Following the declaration of independence Slovenia's internal political scene developed rapidly. Within the Demos governing coalition, and particularly in its main party, the Democratic Alliance of Slovenia, a rift started to appear between the liberal and Catholic- conservative sections with regard to the constitution and the privatisation law. A consensus was established and the end of 1991 saw adoption of a new, modern liberal democratic constitution founded on the rights of the person and citizen formulated on the model of European enlightenment.


In April 1992, as a result of disagreements in the Demos coalition, Lojze Peterle's Demos government collapsed, and a new government, based on a broad coalition of the Liberal Democrat Party (LDS), the Socialist Party, reformed communists and half of the Demos parties, was formed by the LDS president Janez Drnovsek, a young politician, the penultimate president of the presidency of Yugoslavia in 1989/90, who was able to adopt a modern, non- ideological, pragmatic liberal stance. His eight-month government achieved a great deal towards establishing Slovenia in the international arena, while in domestic affairs it halted the downward slide in wages, and passed laws on privatisation, bank rehabilitation and on elections.

In the elections of December 1992 the LDS secured victory with 23% of the vote, and formed a kind of centrist coalition with one of the centre-right parties, the Christian Democrats, and two centre-left social democratic parties.

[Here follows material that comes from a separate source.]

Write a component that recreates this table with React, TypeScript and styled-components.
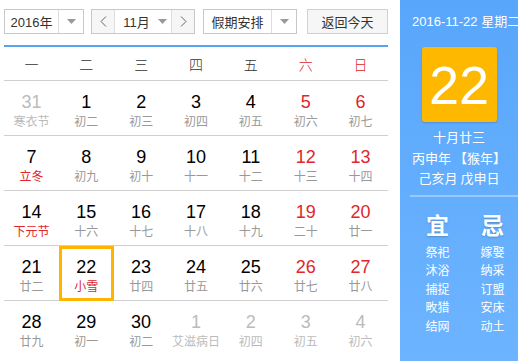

Despite its insignificant majority, in this coalition the LDS exercised a clearly leading role and implemented its liberal social and political model of development for Slovenia. In the parliamentary elections of 1996 the LDS again came out the strongest party, but the parties of the conservative right gained 50% of the vote. The LDS succeeded in breaking up the right- wing bloc by bringing into the government the Slovene People's Party, which remained a junior partner in the government and subsequently lost influence. The latest elections in October 2000 produced a very good result for the LDS, which was then able more easily to select coalition partners that had to accept the liberal government agenda.